Такие награды в первые дни войны были большой редкостью!
Семьдесят дней войска Южного фронта под командованием генерала армии И. В. Тюленева сдерживали чудовищный натиск гитлеровской военной машины на юге страны. Обе стороны несли потери. Но темпы продвижения немецко-фашистских войск резко снизились. «Блицкриг», рассчитанный на победу в двухмесячный срок, на полный разгром России, явно забуксовал. Шел уже третий месяц войны…
…Август сорок первого готовился сдавать вахту осеннему месяцу, дым войны подступал к Днепру. У Днепропетровска враг прорвался на левый берег. Именно на границе Южного и Юго-Западного фронтов, входивших в Юго-Западное направление, командование которым было поручено Маршалу Советского Союза С. М. Буденному.
По приказу Тюленева войска резервной армии Южного фронта, не успев доформироваться, контратаковали противника. Ее боевыми действиями и обороной города руководил непосредственно генерал армии Тюленев, сознавая стратегическую важность этого участка. Некоторые районы Днепропетровска переходили из рук в руки. Совсем некстати осколок раздробил ногу. Ранение оказалось серьезным.
В личном архиве командующего фронтом обнаружилась записка-донесение главкому направления:
«После освобождения Ломовки нашими войсками взят поселок завода № 165. Наступление продолжается. Операцией руковожу на месте. Тюленев».
Последнее предложение в записке было зачеркнуто, дальше шла приписка:
«К сожалению, до конца, видимо, мне лично оставаться не придется, т. к. ранен в ногу. Врачи рекомендуют рану зашить. 29.8.41 г. 17.15».
Адъютант командующего фронтом Н. Рыжов, человек дотошный и скрупулезный в любых обстоятельствах, дополнил записку словами:
«Когда писалось это донесение, сестра и врач делали генералу перевязку. Я уложил генерала в машину и повез в Ново-Московск. По пути снова попали под минометный огонь врага. Иван Владимирович заметил, смеясь: «Видимо, добить командующего хотят…»
Но судьба распорядилась иначе — самолетом он был отправлен в Москву. К трем тяжелым ранениям гражданской войны добавилось четвертое, не менее тяжелое.
Менее месяца понадобилось главному хирургу московского госпиталя Петру Васильевичу Мандрыке, старому другу Тюленева, чтобы уберечь ногу от ампутации. Сухожилие, наконец, срослось, к середине октября Иван Владимирович начал ходить без костылей.
Маршал Тимошенко, навестивший генерала армии, сдержал слово — в тот же день передал письмо Тюленева Верховному Главнокомандующему. Утром 13 октября 1941 года генерала армии вызвали в Ставку, провели в рабочий кабинет главы правительства. Оставив трость за дверью, Иван Владимирович вошел, стараясь не хромать. Сталин критически оглядел коренастую фигуру генерала, осведомился о здоровье, потом спросил:
— Можете ли вы немедленно выехать на Урал?

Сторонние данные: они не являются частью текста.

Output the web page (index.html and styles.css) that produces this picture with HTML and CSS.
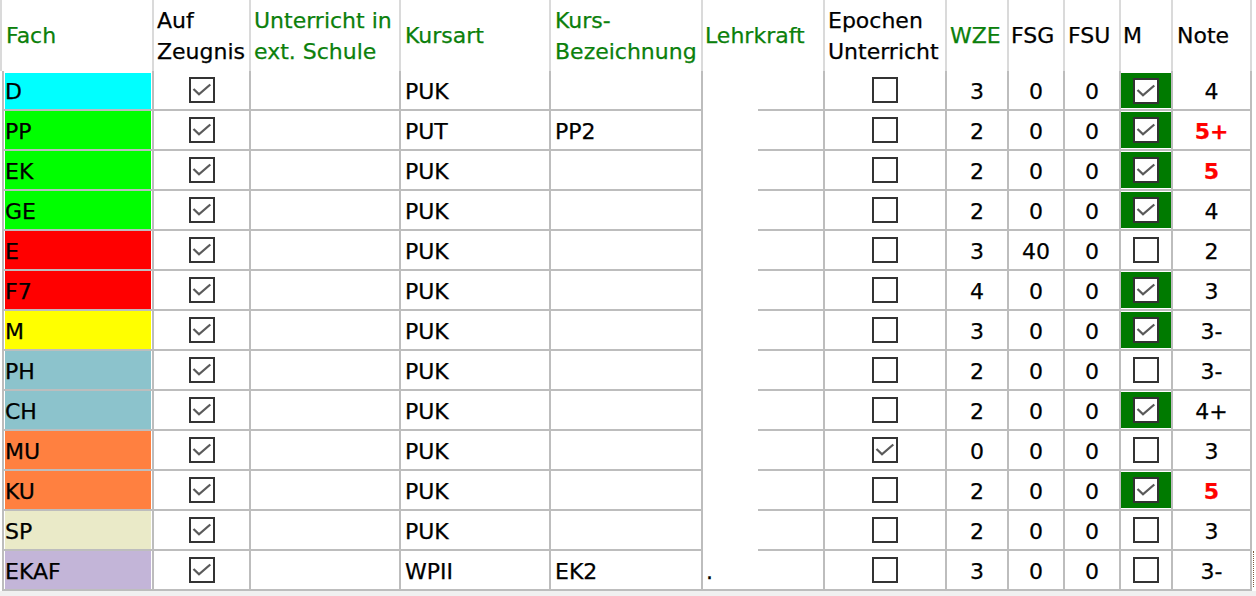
FILE: index.html
```html
<!DOCTYPE html>
<html lang="de">
<head>
<meta charset="utf-8">
<title>Fächer</title>
<link rel="stylesheet" href="styles.css">
</head>
<body>
<svg class="defs" width="0" height="0" aria-hidden="true">
  <symbol id="cb-off" viewBox="0 0 26 26"><rect x="1" y="1" width="24" height="24" fill="#fff" stroke="#333" stroke-width="2"/></symbol>
  <symbol id="cb-on" viewBox="0 0 26 26"><rect x="1" y="1" width="24" height="24" fill="#fff" stroke="#333" stroke-width="2"/><path d="M4.5 12 L10 17.3 L21.3 7.5" fill="none" stroke="#5a5a5a" stroke-width="2.3"/></symbol>
</svg>
<div class="grid">
  <div class="row head">
    <div class="c w-fach g">Fach</div>
    <div class="c w-auf">Auf<br>Zeugnis</div>
    <div class="c w-ext g">Unterricht in<br>ext. Schule</div>
    <div class="c w-art g">Kursart</div>
    <div class="c w-bez g">Kurs-<br>Bezeichnung</div>
    <div class="c w-lk g">Lehrkraft</div>
    <div class="c w-ep">Epochen<br>Unterricht</div>
    <div class="c w-wze g">WZE</div>
    <div class="c w-fsg">FSG</div>
    <div class="c w-fsu">FSU</div>
    <div class="c w-m">M</div>
    <div class="c w-note">Note</div>
  </div>

  <div class="row first">
    <div class="c w-fach"><span class="chip cy">D</span></div>
    <div class="c w-auf ctr"><svg class="cb"><use href="#cb-on"/></svg></div>
    <div class="c w-ext"></div>
    <div class="c w-art t">PUK</div>
    <div class="c w-bez t"></div>
    <div class="c w-lk gap"><span class="rule"></span></div>
    <div class="c w-ep ctr"><svg class="cb"><use href="#cb-off"/></svg></div>
    <div class="c w-wze n">3</div>
    <div class="c w-fsg n">0</div>
    <div class="c w-fsu n">0</div>
    <div class="c w-m"><span class="mk on"><svg class="cb"><use href="#cb-on"/></svg></span></div>
    <div class="c w-note n">4</div>
  </div>

  <div class="row">
    <div class="c w-fach"><span class="chip gr">PP</span></div>
    <div class="c w-auf ctr"><svg class="cb"><use href="#cb-on"/></svg></div>
    <div class="c w-ext"></div>
    <div class="c w-art t">PUT</div>
    <div class="c w-bez t">PP2</div>
    <div class="c w-lk gap"><span class="rule"></span></div>
    <div class="c w-ep ctr"><svg class="cb"><use href="#cb-off"/></svg></div>
    <div class="c w-wze n">2</div>
    <div class="c w-fsg n">0</div>
    <div class="c w-fsu n">0</div>
    <div class="c w-m"><span class="mk on"><svg class="cb"><use href="#cb-on"/></svg></span></div>
    <div class="c w-note n bad">5+</div>
  </div>

  <div class="row">
    <div class="c w-fach"><span class="chip gr">EK</span></div>
    <div class="c w-auf ctr"><svg class="cb"><use href="#cb-on"/></svg></div>
    <div class="c w-ext"></div>
    <div class="c w-art t">PUK</div>
    <div class="c w-bez t"></div>
    <div class="c w-lk gap"><span class="rule"></span></div>
    <div class="c w-ep ctr"><svg class="cb"><use href="#cb-off"/></svg></div>
    <div class="c w-wze n">2</div>
    <div class="c w-fsg n">0</div>
    <div class="c w-fsu n">0</div>
    <div class="c w-m"><span class="mk on"><svg class="cb"><use href="#cb-on"/></svg></span></div>
    <div class="c w-note n bad">5</div>
  </div>

  <div class="row">
    <div class="c w-fach"><span class="chip gr">GE</span></div>
    <div class="c w-auf ctr"><svg class="cb"><use href="#cb-on"/></svg></div>
    <div class="c w-ext"></div>
    <div class="c w-art t">PUK</div>
    <div class="c w-bez t"></div>
    <div class="c w-lk gap"><span class="rule"></span></div>
    <div class="c w-ep ctr"><svg class="cb"><use href="#cb-off"/></svg></div>
    <div class="c w-wze n">2</div>
    <div class="c w-fsg n">0</div>
    <div class="c w-fsu n">0</div>
    <div class="c w-m"><span class="mk on"><svg class="cb"><use href="#cb-on"/></svg></span></div>
    <div class="c w-note n">4</div>
  </div>

  <div class="row">
    <div class="c w-fach"><span class="chip rd">E</span></div>
    <div class="c w-auf ctr"><svg class="cb"><use href="#cb-on"/></svg></div>
    <div class="c w-ext"></div>
    <div class="c w-art t">PUK</div>
    <div class="c w-bez t"></div>
    <div class="c w-lk gap"><span class="rule"></span></div>
    <div class="c w-ep ctr"><svg class="cb"><use href="#cb-off"/></svg></div>
    <div class="c w-wze n">3</div>
    <div class="c w-fsg n">40</div>
    <div class="c w-fsu n">0</div>
    <div class="c w-m"><span class="mk"><svg class="cb"><use href="#cb-off"/></svg></span></div>
    <div class="c w-note n">2</div>
  </div>

  <div class="row">
    <div class="c w-fach"><span class="chip rd">F7</span></div>
    <div class="c w-auf ctr"><svg class="cb"><use href="#cb-on"/></svg></div>
    <div class="c w-ext"></div>
    <div class="c w-art t">PUK</div>
    <div class="c w-bez t"></div>
    <div class="c w-lk gap"><span class="rule"></span></div>
    <div class="c w-ep ctr"><svg class="cb"><use href="#cb-off"/></svg></div>
    <div class="c w-wze n">4</div>
    <div class="c w-fsg n">0</div>
    <div class="c w-fsu n">0</div>
    <div class="c w-m"><span class="mk on"><svg class="cb"><use href="#cb-on"/></svg></span></div>
    <div class="c w-note n">3</div>
  </div>

  <div class="row">
    <div class="c w-fach"><span class="chip ye">M</span></div>
    <div class="c w-auf ctr"><svg class="cb"><use href="#cb-on"/></svg></div>
    <div class="c w-ext"></div>
    <div class="c w-art t">PUK</div>
    <div class="c w-bez t"></div>
    <div class="c w-lk gap"><span class="rule"></span></div>
    <div class="c w-ep ctr"><svg class="cb"><use href="#cb-off"/></svg></div>
    <div class="c w-wze n">3</div>
    <div class="c w-fsg n">0</div>
    <div class="c w-fsu n">0</div>
    <div class="c w-m"><span class="mk on"><svg class="cb"><use href="#cb-on"/></svg></span></div>
    <div class="c w-note n">3-</div>
  </div>

  <div class="row">
    <div class="c w-fach"><span class="chip tl">PH</span></div>
    <div class="c w-auf ctr"><svg class="cb"><use href="#cb-on"/></svg></div>
    <div class="c w-ext"></div>
    <div class="c w-art t">PUK</div>
    <div class="c w-bez t"></div>
    <div class="c w-lk gap"><span class="rule"></span></div>
    <div class="c w-ep ctr"><svg class="cb"><use href="#cb-off"/></svg></div>
    <div class="c w-wze n">2</div>
    <div class="c w-fsg n">0</div>
    <div class="c w-fsu n">0</div>
    <div class="c w-m"><span class="mk"><svg class="cb"><use href="#cb-off"/></svg></span></div>
    <div class="c w-note n">3-</div>
  </div>

  <div class="row">
    <div class="c w-fach"><span class="chip tl">CH</span></div>
    <div class="c w-auf ctr"><svg class="cb"><use href="#cb-on"/></svg></div>
    <div class="c w-ext"></div>
    <div class="c w-art t">PUK</div>
    <div class="c w-bez t"></div>
    <div class="c w-lk gap"><span class="rule"></span></div>
    <div class="c w-ep ctr"><svg class="cb"><use href="#cb-off"/></svg></div>
    <div class="c w-wze n">2</div>
    <div class="c w-fsg n">0</div>
    <div class="c w-fsu n">0</div>
    <div class="c w-m"><span class="mk on"><svg class="cb"><use href="#cb-on"/></svg></span></div>
    <div class="c w-note n">4+</div>
  </div>

  <div class="row">
    <div class="c w-fach"><span class="chip or">MU</span></div>
    <div class="c w-auf ctr"><svg class="cb"><use href="#cb-on"/></svg></div>
    <div class="c w-ext"></div>
    <div class="c w-art t">PUK</div>
    <div class="c w-bez t"></div>
    <div class="c w-lk gap"><span class="rule"></span></div>
    <div class="c w-ep ctr"><svg class="cb"><use href="#cb-on"/></svg></div>
    <div class="c w-wze n">0</div>
    <div class="c w-fsg n">0</div>
    <div class="c w-fsu n">0</div>
    <div class="c w-m"><span class="mk"><svg class="cb"><use href="#cb-off"/></svg></span></div>
    <div class="c w-note n">3</div>
  </div>

  <div class="row">
    <div class="c w-fach"><span class="chip or">KU</span></div>
    <div class="c w-auf ctr"><svg class="cb"><use href="#cb-on"/></svg></div>
    <div class="c w-ext"></div>
    <div class="c w-art t">PUK</div>
    <div class="c w-bez t"></div>
    <div class="c w-lk gap"><span class="rule"></span></div>
    <div class="c w-ep ctr"><svg class="cb"><use href="#cb-off"/></svg></div>
    <div class="c w-wze n">2</div>
    <div class="c w-fsg n">0</div>
    <div class="c w-fsu n">0</div>
    <div class="c w-m"><span class="mk on"><svg class="cb"><use href="#cb-on"/></svg></span></div>
    <div class="c w-note n bad">5</div>
  </div>

  <div class="row">
    <div class="c w-fach"><span class="chip be">SP</span></div>
    <div class="c w-auf ctr"><svg class="cb"><use href="#cb-on"/></svg></div>
    <div class="c w-ext"></div>
    <div class="c w-art t">PUK</div>
    <div class="c w-bez t"></div>
    <div class="c w-lk gap"><span class="rule"></span></div>
    <div class="c w-ep ctr"><svg class="cb"><use href="#cb-off"/></svg></div>
    <div class="c w-wze n">2</div>
    <div class="c w-fsg n">0</div>
    <div class="c w-fsu n">0</div>
    <div class="c w-m"><span class="mk"><svg class="cb"><use href="#cb-off"/></svg></span></div>
    <div class="c w-note n">3</div>
  </div>

  <div class="row last">
    <div class="c w-fach"><span class="chip lv">EKAF</span></div>
    <div class="c w-auf ctr"><svg class="cb"><use href="#cb-on"/></svg></div>
    <div class="c w-ext"></div>
    <div class="c w-art t">WPII</div>
    <div class="c w-bez t">EK2</div>
    <div class="c w-lk t dot">.</div>
    <div class="c w-ep ctr"><svg class="cb"><use href="#cb-off"/></svg></div>
    <div class="c w-wze n">3</div>
    <div class="c w-fsg n">0</div>
    <div class="c w-fsu n">0</div>
    <div class="c w-m"><span class="mk"><svg class="cb"><use href="#cb-off"/></svg></span></div>
    <div class="c w-note n">3-</div>
    <div class="focus"></div>
  </div>
</div>
</body>
</html>
```
FILE: styles.css
```css
html, body {
  margin: 0;
  padding: 0;
}
body {
  background: #f0f0f0;
  font-family: "DejaVu Sans", "Liberation Sans", sans-serif;
  font-size: 22px;
  color: #000;
}
.defs {
  position: absolute;
  width: 0;
  height: 0;
  overflow: hidden;
}
.grid {
  width: 1256px;
  height: 591px;
  background: #fff;
  overflow: hidden;
}
.row {
  display: flex;
  margin-left: 2px;
  border-left: 2px solid #bdbdbd;
  height: 40px;
}
.c {
  box-sizing: border-box;
  flex: none;
  height: 40px;
  border-right: 2px solid #bdbdbd;
  border-bottom: 2px solid #bdbdbd;
  white-space: nowrap;
  overflow: hidden;
  -webkit-text-stroke: 0.25px currentColor;
}

/* column widths (including the 2px right rule) */
.w-fach { width: 150px; }
.w-auf  { width: 97px; }
.w-ext  { width: 150px; }
.w-art  { width: 150px; }
.w-bez  { width: 152px; }
.w-lk   { width: 122px; }
.w-ep   { width: 122px; }
.w-wze  { width: 62px; }
.w-fsg  { width: 56px; }
.w-fsu  { width: 56px; }
.w-m    { width: 52px; }
.w-note { width: 79px; }

/* header */
.head {
  margin-left: 0;
  border-left: 2px solid #dadada;
  height: 71px;
}
.head .c {
  height: 71px;
  border-bottom: none;
  border-right-color: #dadada;
  display: flex;
  align-items: center;
  padding-left: 3px;
  line-height: 31px;
}
.head .w-fach { width: 152px; padding-left: 4px; }
.head .w-lk, .head .w-fsg, .head .w-m { padding-left: 2px; }
.head .w-art, .head .w-bez, .head .w-note { padding-left: 4px; }
.g { color: #0b800b; }

/* body cells */
.t, .n {
  line-height: 34px;
  padding-top: 4px;
}
.t { padding-left: 4px; }
.n { text-align: center; }
.bad { color: #ff0000; font-weight: bold; }
.ctr {
  display: flex;
  align-items: center;
  justify-content: center;
}
.cb {
  width: 26px;
  height: 26px;
  display: block;
}

/* Lehrkraft: the row rule starts 55px into the cell */
.gap {
  border-bottom: 0;
  display: flex;
  align-items: flex-end;
  justify-content: flex-end;
}
.rule {
  display: block;
  width: 65px;
  height: 2px;
  background: #bdbdbd;
}
.dot { padding-left: 3px; }

/* Fach colour chips */
.w-fach { display: flex; }
.chip {
  flex: 1;
  margin: 0 1px;
  line-height: 34px;
  padding-top: 4px;
  padding-left: 0;
}
.first .chip {
  margin-top: 2px;
  padding-top: 2px;
}
.cy { background: #00ffff; }
.gr { background: #00ff00; }
.rd { background: #ff0000; }
.ye { background: #ffff00; }
.tl { background: #8cc3cc; }
.or { background: #ff8040; }
.be { background: #eaeac8; }
.lv { background: #c3b5d8; }

/* M column */
.w-m { display: flex; }
.mk {
  flex: 1;
  margin: 1px 0;
  display: flex;
  align-items: center;
  justify-content: center;
}
.first .mk { margin-top: 2px; }
.mk.on { background: #007a00; }

/* focus rectangle edge on the last row */
.focus {
  flex: none;
  width: 0;
  height: 36px;
  margin-left: 1px;
  border-left: 1px dotted #7d5a3c;
}
```
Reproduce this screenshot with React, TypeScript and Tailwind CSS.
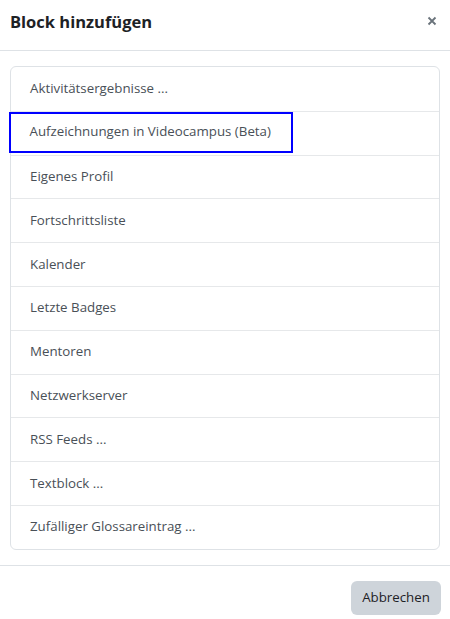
import React from "react";

const items = [
  "Aktivitätsergebnisse ...",
  "Aufzeichnungen in Videocampus (Beta)",
  "Eigenes Profil",
  "Fortschrittsliste",
  "Kalender",
  "Letzte Badges",
  "Mentoren",
  "Netzwerkserver",
  "RSS Feeds ...",
  "Textblock ...",
  "Zufälliger Glossareintrag ...",
];

export default function App() {
  return (
    <div
      className="w-[450px] h-[619px] bg-white flex flex-col overflow-hidden"
      style={{ fontFamily: '"Open Sans", "Noto Sans", sans-serif' }}
    >
      <div className="h-[51px] shrink-0 flex items-center justify-between pl-[10px] pr-[15px] border-b border-[#dee2e6]">
        <h5 className="text-[16.5px] font-bold text-[#1d2125] leading-none -mt-[6px]">Block hinzufügen</h5>
        <svg width="10" height="10" viewBox="0 0 10 10" className="-mt-[8px] -mr-[2px]">
          <path d="M1.5 1.5 L8.5 8.5 M8.5 1.5 L1.5 8.5" stroke="#6a737b" strokeWidth="1.8" />
        </svg>
      </div>
      <div className="px-[10px] pt-[15px] pb-[15px] border-b border-[#dee2e6]">
        <div className="border border-[#dee2e6] rounded-[6px] flex flex-col">
          {items.map((t, i) => (
            <div
              key={t}
              className={`h-[43.8px] flex items-center text-[13.3px] text-[#495057] ${i > 0 ? "border-t border-[#e6e8ea]" : ""}`}
            >
              {i === 1 ? (
                <span className="h-[41px] -ml-[2px] -mt-[2px] flex items-center pl-[18.5px] pr-[20px] border-[2.5px] border-[#0000ff]">
                  {t}
                </span>
              ) : (
                <span className="pl-[19px]">{t}</span>
              )}
            </div>
          ))}
        </div>
      </div>
      <div className="flex justify-end pr-[9px] pt-[15px]">
        <button className="w-[90px] h-[34px] rounded-[6px] bg-[#ced4da] text-[#1d2125] text-[13.3px]">
          Abbrechen
        </button>
      </div>
    </div>
  );
}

«Прощайте надежды попасть на фронт!» — мелькнуло в голове.
Верховный, видимо, понял причину беспокойства посетителя и, подчеркивая каждое слово, продолжал:
— Это специальное задание Государственного Комитета Обороны… Задание очень важное и срочное!
В час ночи 14 октября 1941 года Тюленева пригласили в Ставку, где вручили мандат. В нем было написано:
«1. Сим удостоверяется, что генерал армии тов. Тюленев И. В. является уполномоченным Государственного Комитета Обороны по обучению и сколачиванию вновь формирующихся дивизий на территории Уральского округа.
2. Тов. Тюленеву И. В. ставится задача доформировать 14 стрелковых и 6 кавалерийских дивизий, организовать их обучение современному ведению боя и сколотить их с тем, чтобы в течение 2-х месяцев дивизии представляли вполне боеспособные единицы.
3. Обязать все советские, военные и партийные организации оказывать тов. Тюленеву И. В. всяческое содействие при выполнении возложенной на него задачи.
В середине октября Тюленев вместе с генерал-лейтенантом Рыбалко и Сивковым прибыл на место. Резервисты рвались на фронт, но Иван Владимирович понимал, что одного боевого духа мало. Для повышения боеспособности соединений и частей предстоит сделать еще очень многое.
В минимально короткие сроки было обучено и вооружено сверх задания десять стрелковых бригад и двадцать один лыжный полк. Трудная, но необходимая и почетная задача решалась и днем, и ночью ценой сверхчеловеческих усилий, ибо всех подстегивала тревожная неотвязная мысль — в опасности Москва!